I love this passage. This passage which tells us that it is not what we think, not what we understand. Really not what we understand, because those who thought they had it figured out were the ones who were told, “you ain’t got a clue and you need to go.” I love this passage, despite the fact that I have always seen a bit of the sheep and a bit of the goat within myself. Within this passage, the place that I usually see myself is right in the center. And I see the one in glory, the once and future king saying to me, “those pieces of you that weren’t at your best are going to be purified. Those pieces of you which were true and honorable and good, we welcome.”
Within this passage, we see some bits and pieces that have puzzled some scholars. And when I first came across that, that puzzled me because I thought this was fairly straightforward story here. Some scholars have noted the points in which this seems to talk not so much about the Christian community, but rather about those communities who might be welcoming the Christian missionaries. The various words that are used within that. And at first I couldn’t figure out why, or what there might be within that for a story which was aimed at the disciples, at least in the way that Matthew has it written down. Why would the disciples be told about what’s going to happen to other people? Then I recalled a bit of a story from C.S. Lewis. In the final book of The Chronicles of Narnia comes this passage:
I have to wonder if, within this passage of the sheep and the goats this morning, we see echoes of that reminder for the Christian community not to be so dismissive of those who do not share our creeds and our worship styles, those who may not even claim the name Christ may not even know the name Christ. But rather within this, the true human being saying, “these deeds, because they were done in love, I accept as true worship. These are what it means to be a child of the ever living one. This is it.”
And I also see within this passage an amusing bit, a warning for those of us that might simply look out for ways to do good deeds as long term fire insurance. Because I have to wonder if maybe some of those goats had thought, “oh, there’s somebody that I can help,” and did it just because of what they could get out of it, whether in this life or in the next. Because the goat said, “when did we not see you? When did we not do what we needed to do?” They were surprised. And I have to wonder if maybe among the goats was a mindset of, “here are the rules, let’s just follow them and we’ll be fine.” The element of surprise in there coming up.
One of the reasons that some scholars have had trouble over this is some have clung too tightly to or, too tightly in my opinion of course, too tightly to the words of Paul that we are saved by grace and not by works. And it is true that within this passage it could be read saying, “all you got to do is the right works and you’ll get into heaven.” Except we see the surprise. We see that both the sheep and the goats are surprised by grace and responsibility. We see the surprise and the wonder.

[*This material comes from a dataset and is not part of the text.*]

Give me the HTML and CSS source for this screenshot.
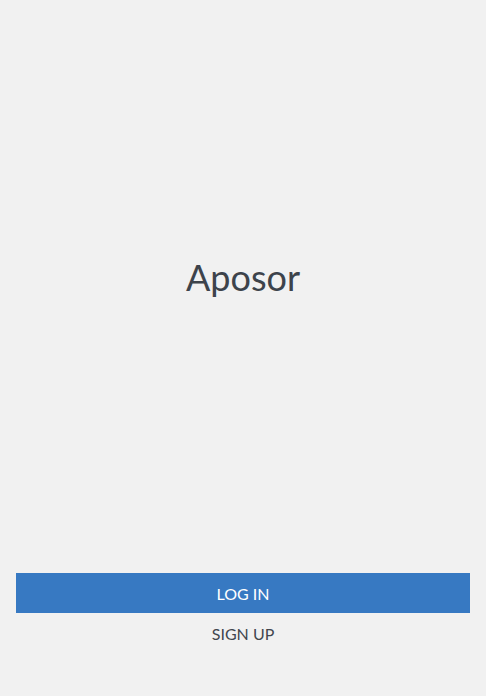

We see within ourselves pieces on both sides of the aisle. We see within ourselves, perhaps even some of the mind set. And that caused another of my favorite writers to write how different religion and the world might have been if it had been a goatherd rather than a shepherd. Because sheep are stupid and need to be driven. Goats are intelligent and need to be led.
How is it that we might find ourselves in the position of the herder? One scholar noted that within the community that Jesus was talking to, there were not as I had previously imagined, just herds of sheep or just herds of goats, but rather they were all mixed in together, and that one person might be responsible for large piles of all kinds of animals. But at the end of the day, they needed to be separated out because the sheep were more economically valuable and so needed to be protected a bit more. But the goats could fend for themselves a bit more and didn’t need to be put into the barn.
We see within this that separating out at the end of the day. That separating out of what is valuable, and the questions of why. We see within this a good word for those of us who have been stupidly sheep, those of us who have acted in grace and hope, those of us who have acted where hope has overcome experience even, recognizing that sometimes the world has been awfully rough.
But the way things have been isn’t necessarily the way things have to be. This passage is a message of hope for all of us, for all of creation. It is also a message of warning for all of us not to get too hung up on looking for the face of Christ in each person that we see so that we can serve, but rather also seeing the face of the vulnerable one and taking joy in welcoming the vulnerable into a place of safety, a place of sanctuary. How might our worlds be different if we took that more to heart, looking for the vulnerable, not as a project, but as a person?
And I have to admit that this passage shows a place where I’d like to argue with this translator. “When did we do all these things for you?” The good hearted ones asked. “I speak from my heart.” He answered them. “Whatever you did, for the least important of my fellow human beings who needed help.” I’m surprised at the narrowness of view out of that translation, because the two-legged are not the only kin that we share. I do enjoy another translation which says, “Whenever you did something for someone who was overlooked or ignored, you did it to me.”
Who are the overlooked and the ignored? We each have our blind spots and we each have places where, because of our cultural conditionings and our points of view, we might not pay as much attention to a particular person or a particular group. When we are all together, fortunately, the blind spots aren’t all in the same place. And that is one of the beauties of a community which is so wide in the middle and narrow at the ends, as some have described both of our denominations, that we can have these places where you are able to see someone that I had not. And I take joy in you lifting that up, showing me where God is active and where God is needy. And I can show you the same: places that we had not thought, places that we had not seen. For we understand that God is still speaking, God is still acting, and God is still yearning for each and every one of us to reach out in grace, to be the sheep of God.